1999-2006: Farmer to Farmer Campaign on Genetic Engineering
In these years, NFFC dramatically increased activity in coordinating farm groups against genetic engineering. The broad-based campaign against Monsanto’s herbicide-resistant Roundup Ready Soybean and other agricultural biotechnology products focused on gaining media attention for farmer concerns about genetic engineering, and disseminating information about their risks.

1996: Community Food Security
NFFC’s work with the Community Food Security Coalition (CFSC) in 1996 helped achieve enactment of a new program providing $15 million in USDA matching grants for community food projects in the 1996 Farm Bill.

This program was extended in the 2002 Farm Bill and the government doubled its annual funding to $5 million annually.
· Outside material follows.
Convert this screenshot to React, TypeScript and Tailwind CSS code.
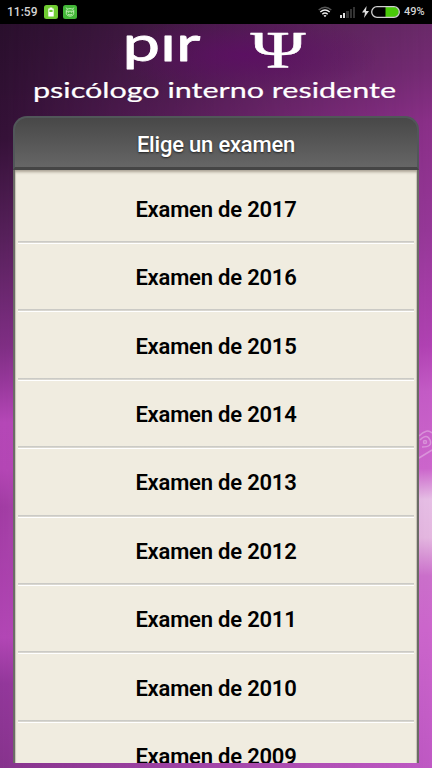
import { clsx } from 'clsx';

const exams = [2017, 2016, 2015, 2014, 2013, 2012, 2011, 2010, 2009];

const signalBars = [3, 5, 7, 9, 11];

const StatusBar = () => (
  <header className="relative flex h-6 items-center bg-black pl-[7px] text-[#d4d4d4]">
    <span className="w-[37px] text-[12px] font-medium leading-6">11:59</span>
    <svg className="h-[14px] w-[14px]" viewBox="0 0 14 14">
      <rect width="14" height="14" rx="2.5" fill="#70cc32" />
      <path d="M4.3 3.6h1.4V2.4h2.6v1.2h1.4v7.9H4.3z" fill="#fff" />
      <path d="M5.4 4.8h3.2v2.2H5.4z" fill="#70cc32" />
    </svg>
    <svg className="ml-[5px] h-[14px] w-[14px]" viewBox="0 0 14 14">
      <rect width="14" height="14" rx="2.5" fill="#43b738" />
      <g fill="none" stroke="#c9f2bd" strokeWidth="0.9">
        <path d="M3.3 5.5C4 3 10 3 10.7 5.5v3C10.2 12 3.8 12 3.3 8.5zM4.3 4.2 3.2 2.6M9.7 4.2l1.1-1.6M3.3 6.2h7.4M4.8 9.2q2.2 1.5 4.4 0" />
        <path d="M4.8 7.2h1.4M7.8 7.2h1.4" />
      </g>
    </svg>
    <div className="ml-auto flex items-center">
      <svg className="h-[12px] w-[14px]" viewBox="0 0 14 12" fill="none">
        <path d="M.7 4Q7-1.5 13.3 4" stroke="#555" strokeWidth="1.5" />
        <path d="M2.3 6q4.7-4 9.4 0M4.3 8.2q2.7-2.3 5.4 0" stroke="#eee" strokeWidth="1.5" />
        <path d="M5.5 9.6Q7 8.3 8.5 9.6L7 11.3z" fill="#eee" />
      </svg>
      <div className="ml-2 flex h-[11px] w-[15px] items-end gap-[1px]">
        {signalBars.map((height, index) => (
          <span
            key={height}
            className={clsx('w-[2.2px]', index < 2 ? 'bg-[#ddd]' : 'bg-[#333]')}
            style={{ height }}
          />
        ))}
      </div>
      <svg className="ml-[7px] h-[12px] w-[7px]" viewBox="0 0 7 12">
        <path d="M4.6 0 0 6.6h3L2 12l5-7H4z" fill="#ddd" />
      </svg>
      <svg className="ml-[2px] h-[12px] w-[29px]" viewBox="0 0 29 12">
        <path d="M14.5 1H23a5 5 0 0 1 0 10h-8.5z" fill="#49c909" />
        <rect x=".7" y=".7" width="27.6" height="10.6" rx="5.3" fill="none" stroke="#d0d0d0" strokeWidth="1.3" />
      </svg>
      <span className="ml-1 w-[28px] text-[11px] font-medium leading-6">49%</span>
    </div>
  </header>
);

const Background = () => (
  <div className="absolute inset-0 bg-[linear-gradient(to_bottom,#6a2a69_3%,#752b74_9%,#8b3089_16%,#963898_30%,#b142b3_45%,#c45cc6_51%,#cc66cc_61%,#e6bfe5_65%,#e4b8e0_70%,#cb70cb_75%,#cc66cc_82%,#bf59c4_100%)]">
    <div className="absolute inset-0 bg-[linear-gradient(to_bottom,#290f2c_3%,#341137_18%,#56205a_31%,#7e2e83_45%,#97389b_50%,#b447b6_55%,#b346b4_61%,#a13ba3_66%,#b146b4_83%,#92379a_89%,#86338c_100%)] [mask-image:linear-gradient(to_right,#000,transparent)]" />
    <div className="absolute left-[110px] top-[15px] h-[80px] w-[270px] bg-[radial-gradient(closest-side,#5d0d65,transparent)] opacity-80" />
    <svg className="absolute right-0 top-[428px] h-[32px] w-[13px] opacity-30" viewBox="0 0 13 32" fill="none" stroke="#fff" strokeWidth="1.5">
      <path d="M0 8Q8 0 13 5M1 12q7-7 10 0t-8 7M0 30l13-8" />
      <circle cx="6" cy="14" r="1.5" />
    </svg>
  </div>
);

const Logo = () => (
  <svg className="relative h-[92px] w-[432px] overflow-visible" fill="#fff" stroke="#fff" strokeLinejoin="round">
    <text
      x="122.5"
      y="37"
      textLength="78"
      lengthAdjust="spacingAndGlyphs"
      strokeWidth="0.8"
      className="font-[Lato,sans-serif] text-[49px]"
    >
      pır
    </text>
    <text
      x="250.5"
      y="44"
      textLength="55"
      lengthAdjust="spacingAndGlyphs"
      strokeWidth="0.5"
      className="font-['Liberation_Serif',serif] text-[53px]"
    >
      Ψ
    </text>
    <text
      x="33"
      y="73.5"
      textLength="363"
      lengthAdjust="spacingAndGlyphs"
      strokeWidth="0.2"
      className="font-[Lato,sans-serif] text-[21px]"
    >
      psicólogo interno residente
    </text>
  </svg>
);

interface ExamRowProps {
  year: number;
}

const ExamRow: React.FC<ExamRowProps> = ({ year }) => (
  <li className="relative mx-[3px] flex h-[68.4px] shrink-0 items-center justify-center border-b border-white text-[22px] font-semibold tracking-[-0.2px] text-black">
    Examen de {year}
    <span className="absolute inset-x-0 bottom-0 h-[2px] bg-linear-to-b from-[#c4c4c0] to-[#e0ddd6]" />
  </li>
);

const App = () => {
  return (
    <div className="relative h-[768px] w-[432px] overflow-hidden font-[Roboto,sans-serif]">
      <Background />
      <StatusBar />
      <Logo />
      <main className="relative mx-[13px] flex h-[647px] flex-col">
        <h1 className="flex h-[54px] shrink-0 items-center justify-center rounded-t-[14px] border-2 border-b-[3px] border-[#515759] border-b-[#454545] bg-linear-to-b from-[#484848] to-[#666] pt-[4px] text-[22px] font-medium tracking-[-0.2px] text-white [text-shadow:0_1px_2px_#222]">
          Elige un examen
        </h1>
        <ul className="flex min-h-0 flex-1 flex-col overflow-hidden border-x-2 border-[#6b6b66] bg-[#f0ece0] pt-[5.6px] shadow-[inset_0_3px_3px_-1px_#aaa295,inset_1px_0_0_#d0ccc0,inset_-1px_0_0_#d0ccc0]">
          {exams.map((year) => (
            <ExamRow key={year} year={year} />
          ))}
        </ul>
      </main>
    </div>
  );
};

export default App;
These projects enable communities to better provide for their food and nutrition needs, through mechanisms such as processing facilities, marketing strategies, farmers’ markets, and community gardens. CFSC developed a focus on rural food security, due in large part to NFFC’s leadership.

In 2012, CFSC closed its doors and transferred its programs to other organizations.
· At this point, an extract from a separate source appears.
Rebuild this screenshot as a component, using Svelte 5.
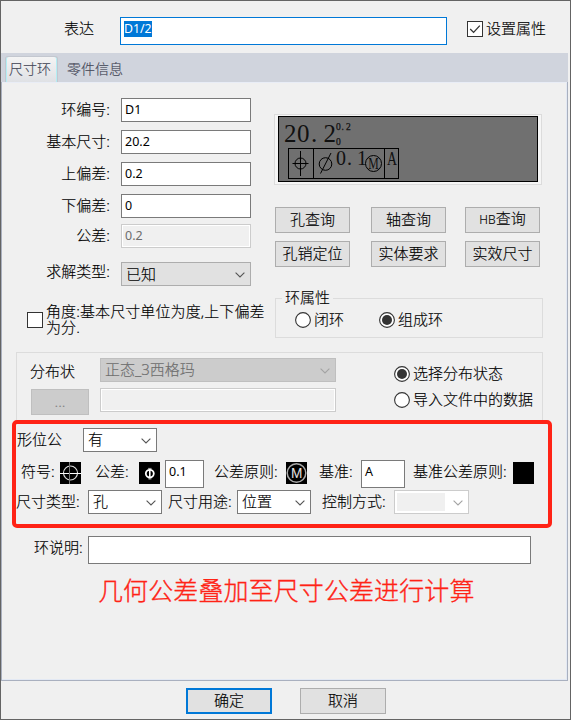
<script>
  const fields = [
    { label: '环编号:', value: 'D1', gap: 0 },
    { label: '基本尺寸:', value: '20.2', gap: 8 },
    { label: '上偏差:', value: '0.2', gap: 8 },
    { label: '下偏差:', value: '0', gap: 8 },
    { label: '公差:', value: '0.2', gap: 6, disabled: true }
  ];
  const actions = ['孔查询', '轴查询', 'HB查询', '孔销定位', '实体要求', '实效尺寸'];
</script>

{#snippet chevron()}
  <svg class="chev" width="10" height="6" viewBox="0 0 10 6"><path d="M0.6 0.6 L5 5 L9.4 0.6" fill="none" stroke="currentColor" stroke-width="1.1" /></svg>
{/snippet}

{#snippet radio(label, on)}
  <span class="radio">
    <svg width="16" height="16" viewBox="0 0 16 16">
      <circle cx="8" cy="8" r="7.4" fill="#fff" stroke="#333" stroke-width="1.1" />
      {#if on}<circle cx="8" cy="8" r="5" fill="#333" />{/if}
    </svg>
    <span>{label}</span>
  </span>
{/snippet}

<div class="window">
  <header class="top">
    <span class="expr">表达</span>
    <div class="input focus"><span class="sel">D1/2</span></div>
    <span class="check">
      <svg width="14" height="14" viewBox="0 0 14 14"><path d="M2.2 7 L5.6 10.4 L11.8 3.6" fill="none" stroke="#333" stroke-width="1.3" /></svg>
    </span>
    <span class="setattr">设置属性</span>
  </header>

  <nav class="tabs">
    <span class="tab active">尺寸环</span>
    <span class="tab">零件信息</span>
  </nav>

  <main class="panel">
    <div class="cols">
      <section class="left">
        {#each fields as f}
          <div class="field" style="margin-top:{f.gap}px">
            <span class="lbl">{f.label}</span>
            <div class="input" class:disabled={f.disabled}>{f.value}</div>
          </div>
        {/each}
        <div class="field solve">
          <span class="lbl">求解类型:</span>
          <div class="select gray">已知{@render chevron()}</div>
        </div>
        <div class="angle">
          <span class="check"></span>
          <span class="note">角度:基本尺寸单位为度,上下偏差<br />为分.</span>
        </div>
      </section>

      <section class="right">
        <div class="frame">
          <svg width="260" height="66" viewBox="278 116 260 66">
            <rect x="278.5" y="116.5" width="259" height="65" fill="#707070" stroke="#000" />
            <g class="cad">
              <text x="284 297 311 323.5" y="141.5" font-size="25">20.2</text>
              <text class="small" x="336 341.5 346" y="130" font-size="9.5">0.2</text>
              <text class="small" x="336" y="145" font-size="9.5">0</text>
              <text x="336 347 357" y="165" font-size="20">0.1</text>
              <text class="m" x="368.2" y="169" font-size="16" textLength="10.5" lengthAdjust="spacingAndGlyphs">M</text>
              <text x="387" y="165" font-size="19" textLength="10" lengthAdjust="spacingAndGlyphs">A</text>
            </g>
            <g fill="none" stroke="#000">
              <rect x="288.5" y="148.5" width="110" height="30" />
              <path d="M313.5 148V179M384.5 148V179M292.5 163.5H308.5M300.5 151V176M320.5 173.5L331 153" />
              <circle cx="300.5" cy="163.5" r="5.5" />
              <circle cx="325.5" cy="164" r="6.3" />
              <circle cx="373.5" cy="163.5" r="8" />
            </g>
          </svg>
        </div>
        <div class="actions">
          {#each actions as a}
            <button>{#if a.startsWith('HB')}<small>HB</small>{a.slice(2)}{:else}{a}{/if}</button>
          {/each}
        </div>
        <div class="ringattr">
          <span class="legend">环属性</span>
          {@render radio('闭环', false)}
          {@render radio('组成环', true)}
        </div>
      </section>
    </div>

    <section class="dist">
      <span class="dlabel">分布状</span>
      <div class="select off">正态_3西格玛{@render chevron()}</div>
      {@render radio('选择分布状态', true)}
      <button class="browse">...</button>
      <div class="input disabled"></div>
      {@render radio('导入文件中的数据', false)}
    </section>

    <section class="geo">
      <div class="row r1">
        <span class="w66">形位公</span>
        <div class="select">有{@render chevron()}</div>
      </div>
      <div class="row r2">
        <span class="w39">符号:</span>
        <svg class="ico" width="21" height="22" viewBox="0 0 21 22">
          <rect width="21" height="22" fill="#000" />
          <circle cx="10.5" cy="11" r="7" fill="none" stroke="#ddd" stroke-width="1.1" />
          <path d="M0 11.5H21" stroke="#fff" />
          <path d="M9.5 0V22" stroke="#777" />
        </svg>
        <span class="w43 ml15">公差:</span>
        <svg class="ico" width="21" height="22" viewBox="0 0 21 22">
          <rect width="21" height="22" fill="#000" />
          <ellipse cx="10.8" cy="11.6" rx="4" ry="3.8" fill="none" stroke="#fff" stroke-width="1.8" />
          <path d="M10.8 6V17.2" stroke="#fff" stroke-width="1.6" />
          <path d="M9 6.4H12.6M9 16.8H12.6" stroke="#999" />
        </svg>
        <div class="input v39">0.1</div>
        <span class="w71 ml11">公差原则:</span>
        <svg class="ico" width="21" height="22" viewBox="0 0 21 22">
          <rect width="21" height="22" fill="#000" />
          <circle cx="10.5" cy="11" r="9.3" fill="none" stroke="#aaa" stroke-width="1.5" />
          <text x="4.9" y="16.2" font-family="Liberation Sans" font-size="14" font-weight="400" fill="#e4e4e4" textLength="11.4" lengthAdjust="spacingAndGlyphs">M</text>
        </svg>
        <span class="w42 ml12">基准:</span>
        <div class="input v44">A</div>
        <span class="w100 ml8">基准公差原则:</span>
        <svg class="ico" width="21" height="22"><rect width="21" height="22" fill="#000" /></svg>
      </div>
      <div class="row r3">
        <span class="w72">尺寸类型:</span>
        <div class="select">孔{@render chevron()}</div>
        <span class="w69 ml6">尺寸用途:</span>
        <div class="select">位置{@render chevron()}</div>
        <span class="w72 ml11">控制方式:</span>
        <div class="select none"><i></i>{@render chevron()}</div>
      </div>
    </section>

    <div class="desc">
      <span>环说明:</span>
      <div class="input"></div>
    </div>
    <p class="caption">几何公差叠加至尺寸公差进行计算</p>
  </main>

  <footer>
    <button class="primary">确定</button>
    <button>取消</button>
  </footer>
</div>

<style>
  :global(body) { margin: 0; }
  .window, .window * { box-sizing: border-box; }
  .window {
    width: 571px; height: 720px; border: 1px solid #646464; background: #f0f0f0;
    font: 300 15px/16px 'Noto Sans', 'Noto Sans CJK SC', sans-serif; color: #000;
    -webkit-text-stroke: 0.15px currentColor;
    white-space: nowrap; overflow: hidden;
  }
  svg { display: block; flex: none; }
  .input, .select, button, .check { flex: none; }

  .input {
    height: 24px; border: 1px solid #7a7a7a; background: #fff; padding: 3px 3px;
    font: 400 12.5px/16px 'Noto Sans', sans-serif; -webkit-text-stroke: 0;
  }
  .input.disabled { border-color: #ccc; background: #f0f0f0; color: #6d6d6d; box-shadow: inset 0 0 0 1px #fff; }
  .select {
    height: 24px; width: 74px; border: 1px solid #7a7a7a; background: #fff; padding: 0 5px 3px 4px;
    display: flex; align-items: center; justify-content: space-between; color: #000;
  }
  .chev { color: #555; position: relative; top: 2px; }
  .select.gray { width: 130px; background: #e1e1e1; border-color: #adadad; padding-bottom: 1px; }
  .select.gray .chev { top: 1px; }
  .select.off { background: #ccc; border-color: #bfbfbf; color: #6d6d6d; padding-bottom: 2px; }
  .select.off .chev, .select.none .chev { color: #a3a3a3; }
  .select.none { width: 75px; border-color: #ccc; padding: 0 5px 0 2px; }
  .select.none i { width: 48px; height: 18px; background: #f0f0f0; }
  .select.none .chev { top: 1px; }
  button {
    font: inherit; color: #000; background: #e1e1e1; border: 1px solid #adadad; border-radius: 0;
    width: 75px; height: 26px; padding: 0 0 2px; margin: 0;
  }
  button small { font-size: 12px; }
  .check { width: 16px; height: 16px; border: 1px solid #333; background: #fff; }
  .radio { display: flex; align-items: center; gap: 3px; height: 16px; }
  .radio span { position: relative; top: -1px; }

  .top { height: 52px; display: flex; padding: 16px 0 0 63px; }
  .expr { width: 56px; padding-top: 3px; }
  .focus { width: 327px; height: 28px; border-color: #0078d7; }
  .sel { display: inline-block; background: #0078d7; color: #fff; font-size: 12.3px; line-height: 16px; }
  .top .check { margin: 4px 3px 0 20px; }
  .setattr { padding-top: 3px; }

  .tabs { height: 29px; width: 567px; background: #d0d4dd; display: flex; padding: 3px 0 0 4px; font-size: 14px; color: #464959; }
  .tab { padding: 5px 0 0 9px; }
  .tab.active {
    width: 53px; height: 26px; padding: 4px 0 0 3px; border: 1px solid #c3c7cf; border-bottom: 0;
    border-radius: 3px 3px 0 0; background: linear-gradient(#f4f4f4, #dfe1e5);
    box-shadow: inset 1px 0 #b4eef4, inset -1px 0 #b4eef4;
  }

  .panel {
    width: 567px; height: 599px; border: 1px solid #a9b0bf; border-top: 0; overflow: hidden;
    box-shadow: inset 0 1px #e9edf6, inset -1px -1px #e3e9f4;
  }
  .cols { display: flex; height: 270px; padding-left: 24px; }
  .left { flex: none; width: 248px; padding-top: 16px; }
  .field { display: flex; height: 24px; }
  .lbl { width: 84px; text-align: right; padding-top: 3px; margin-right: 11px; }
  .field .input { width: 130px; }
  .field.solve { margin-top: 14px; }
  .solve .lbl { padding-top: 1px; }
  .angle { display: flex; margin: 17px 0 0 1px; }
  .angle .check { margin: 9px 3px 0 0; }
  .note { letter-spacing: 0.1px; }

  .right { padding-top: 32px; }
  .frame { width: 268px; height: 71px; border: 1px solid #dcdcdc; padding: 1px 3px; background: #f6f6f6; }
  .cad { font-family: 'Liberation Serif', serif; font-weight: 400; fill: #111; }
  .small { stroke: #111; stroke-width: 0.25px; }
  .actions { display: grid; grid-template-columns: 96px 94px 75px; row-gap: 8px; margin: 22px 0 0 1px; }
  .ringattr {
    position: relative; display: flex; width: 268px; height: 40px; margin: 31px 0 0 1px;
    border: 1px solid #dcdcdc; padding: 13px 0 0 19px; gap: 35px;
  }
  .legend { position: absolute; left: 6px; top: -10px; padding: 0 3px; background: #f0f0f0; }

  .dist {
    display: grid; grid-template-columns: 69px 294px auto; grid-template-rows: 30px 30px;
    margin-left: 14px; width: 527px; height: 68px; padding: 5px 0 0 14px;
    border: 1px solid #dcdcdc; border-bottom: 0;
  }
  .dist .select, .dist .input { width: 236px; }
  .dlabel { padding-top: 5px; margin-left: -1px; }
  .dist .radio { margin-top: 8px; }
  .dist .browse + .input + .radio { margin-top: 4px; }
  .browse { width: 58px; margin-top: 1px; background: #ccc; border-color: #bfbfbf; color: #838383; }

  .geo { margin-left: 10px; width: 540px; height: 108px; border: 4px solid #ff2316; border-radius: 5px; padding-top: 4px; }
  .row { display: flex; }
  .row > span { flex: none; padding-top: 3px; }
  .r1 { height: 32px; padding-left: 1px; }
  .r2 { height: 30px; padding-left: 5px; }
  .r2 .input { height: 28px; }
  .ico { margin-top: 2px; }
  .w66 { width: 66px; } .w39 { width: 39px; } .w43 { width: 44px; } .w71 { width: 72px; }
  .w42 { width: 42px; } .w100 { width: 100px; } .w72 { width: 72px; } .w69 { width: 69px; }
  .ml15 { margin-left: 14px; } .ml11 { margin-left: 11px; } .row.r2 > .ml11 { margin-left: 10px; } .ml12 { margin-left: 12px; }
  .ml8 { margin-left: 8px; } .ml6 { margin-left: 6px; }
  .v39 { width: 39px; margin-left: 5px; } .v44 { width: 44px; }

  .desc { display: flex; margin: 8px 0 0 32px; }
  .desc span { width: 54px; padding-top: 3px; }
  .desc .input { width: 443px; height: 28px; }
  .caption { margin: 11px 0 0 96px; font-size: 25px; line-height: 30px; letter-spacing: 0.1px; color: #ff2316; -webkit-text-stroke: 0.35px #ff2316; }

  footer { display: flex; gap: 28px; padding: 7px 0 0 185px; }
  footer button { width: 86px; }
  .primary { border: 2px solid #0078d7; }
</style>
1987: Equity in USDA Credit Programs
NFFC acted as the main force in securing reform of federal farm lending practices through the 1987 Agricultural Credit Act.

The law gave 70,000 farmers, many of whom faced foreclosure, the opportunity to refinance their debt and remain on their land. NFFC, in coordination with the Farmers Legal Action Group (FLAG), conducted a series of training sessions for farm leaders and advocates, provided tools to assist farmers with credit problems, and helped them secure their rights under the law. NFFC’s work in 1998 meant that tens of thousands of borrowers had their eligibility restored for Farm Service Agency loans and enabled more minority farmers to file discrimination claims against USDA due to the historic congressional waiver of the statute of limitations. NFFC has worked ever since to retain these important provisions and to force accountability of USDA at the national and field level in their implementation of credit laws, both access and servicing of the programs to all.